→ **What you are asked to do**
Repeat every line of the data exactly, but not the pictures.

→ **Source data**
-- BEGIN --
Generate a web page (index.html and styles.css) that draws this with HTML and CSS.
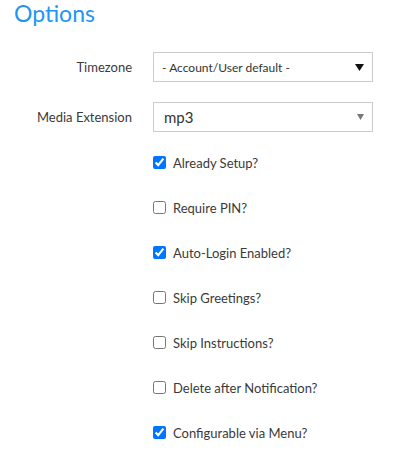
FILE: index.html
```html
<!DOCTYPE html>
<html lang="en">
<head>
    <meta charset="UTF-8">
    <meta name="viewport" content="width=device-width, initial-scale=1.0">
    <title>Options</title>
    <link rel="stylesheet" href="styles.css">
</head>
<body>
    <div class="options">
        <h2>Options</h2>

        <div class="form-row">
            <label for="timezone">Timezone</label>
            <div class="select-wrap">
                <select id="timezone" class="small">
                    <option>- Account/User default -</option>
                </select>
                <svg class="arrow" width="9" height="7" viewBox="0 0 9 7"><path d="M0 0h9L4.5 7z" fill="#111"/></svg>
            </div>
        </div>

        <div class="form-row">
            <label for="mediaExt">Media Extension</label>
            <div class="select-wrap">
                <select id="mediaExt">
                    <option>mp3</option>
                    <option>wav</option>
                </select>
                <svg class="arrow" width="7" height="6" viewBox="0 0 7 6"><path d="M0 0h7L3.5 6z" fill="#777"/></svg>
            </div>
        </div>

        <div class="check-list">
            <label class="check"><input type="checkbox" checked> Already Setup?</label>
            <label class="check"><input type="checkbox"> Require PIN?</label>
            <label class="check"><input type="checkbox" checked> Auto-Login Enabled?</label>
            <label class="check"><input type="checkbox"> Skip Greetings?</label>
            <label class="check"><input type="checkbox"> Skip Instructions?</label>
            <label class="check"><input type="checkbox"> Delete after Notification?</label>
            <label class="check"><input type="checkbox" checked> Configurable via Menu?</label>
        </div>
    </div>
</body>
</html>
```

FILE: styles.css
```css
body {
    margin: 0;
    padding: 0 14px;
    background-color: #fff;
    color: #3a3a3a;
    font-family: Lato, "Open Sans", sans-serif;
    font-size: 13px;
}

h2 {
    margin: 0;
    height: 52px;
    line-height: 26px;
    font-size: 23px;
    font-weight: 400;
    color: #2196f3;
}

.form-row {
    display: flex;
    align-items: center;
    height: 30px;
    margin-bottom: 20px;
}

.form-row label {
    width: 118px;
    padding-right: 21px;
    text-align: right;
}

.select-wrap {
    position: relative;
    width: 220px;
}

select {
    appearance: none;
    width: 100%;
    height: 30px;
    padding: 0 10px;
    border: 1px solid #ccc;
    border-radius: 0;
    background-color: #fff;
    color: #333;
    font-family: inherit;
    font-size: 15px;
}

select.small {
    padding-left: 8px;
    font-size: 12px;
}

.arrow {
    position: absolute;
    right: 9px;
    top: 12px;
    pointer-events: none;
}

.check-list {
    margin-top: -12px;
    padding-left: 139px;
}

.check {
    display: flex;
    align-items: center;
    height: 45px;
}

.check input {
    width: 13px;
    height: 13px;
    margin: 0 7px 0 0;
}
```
-- END --
→ **Complete output**
Generate a web page (index.html and styles.css) that draws this with HTML and CSS.
FILE: index.html
```html
<!DOCTYPE html>
<html lang="en">
<head>
    <meta charset="UTF-8">
    <meta name="viewport" content="width=device-width, initial-scale=1.0">
    <title>Options</title>
    <link rel="stylesheet" href="styles.css">
</head>
<body>
    <div class="options">
        <h2>Options</h2>

        <div class="form-row">
            <label for="timezone">Timezone</label>
            <div class="select-wrap">
                <select id="timezone" class="small">
                    <option>- Account/User default -</option>
                </select>
                <svg class="arrow" width="9" height="7" viewBox="0 0 9 7"><path d="M0 0h9L4.5 7z" fill="#111"/></svg>
            </div>
        </div>

        <div class="form-row">
            <label for="mediaExt">Media Extension</label>
            <div class="select-wrap">
                <select id="mediaExt">
                    <option>mp3</option>
                    <option>wav</option>
                </select>
                <svg class="arrow" width="7" height="6" viewBox="0 0 7 6"><path d="M0 0h7L3.5 6z" fill="#777"/></svg>
            </div>
        </div>

        <div class="check-list">
            <label class="check"><input type="checkbox" checked> Already Setup?</label>
            <label class="check"><input type="checkbox"> Require PIN?</label>
            <label class="check"><input type="checkbox" checked> Auto-Login Enabled?</label>
            <label class="check"><input type="checkbox"> Skip Greetings?</label>
            <label class="check"><input type="checkbox"> Skip Instructions?</label>
            <label class="check"><input type="checkbox"> Delete after Notification?</label>
            <label class="check"><input type="checkbox" checked> Configurable via Menu?</label>
        </div>
    </div>
</body>
</html>
```

FILE: styles.css
```css
body {
    margin: 0;
    padding: 0 14px;
    background-color: #fff;
    color: #3a3a3a;
    font-family: Lato, "Open Sans", sans-serif;
    font-size: 13px;
}

h2 {
    margin: 0;
    height: 52px;
    line-height: 26px;
    font-size: 23px;
    font-weight: 400;
    color: #2196f3;
}

.form-row {
    display: flex;
    align-items: center;
    height: 30px;
    margin-bottom: 20px;
}

.form-row label {
    width: 118px;
    padding-right: 21px;
    text-align: right;
}

.select-wrap {
    position: relative;
    width: 220px;
}

select {
    appearance: none;
    width: 100%;
    height: 30px;
    padding: 0 10px;
    border: 1px solid #ccc;
    border-radius: 0;
    background-color: #fff;
    color: #333;
    font-family: inherit;
    font-size: 15px;
}

select.small {
    padding-left: 8px;
    font-size: 12px;
}

.arrow {
    position: absolute;
    right: 9px;
    top: 12px;
    pointer-events: none;
}

.check-list {
    margin-top: -12px;
    padding-left: 139px;
}

.check {
    display: flex;
    align-items: center;
    height: 45px;
}

.check input {
    width: 13px;
    height: 13px;
    margin: 0 7px 0 0;
}
```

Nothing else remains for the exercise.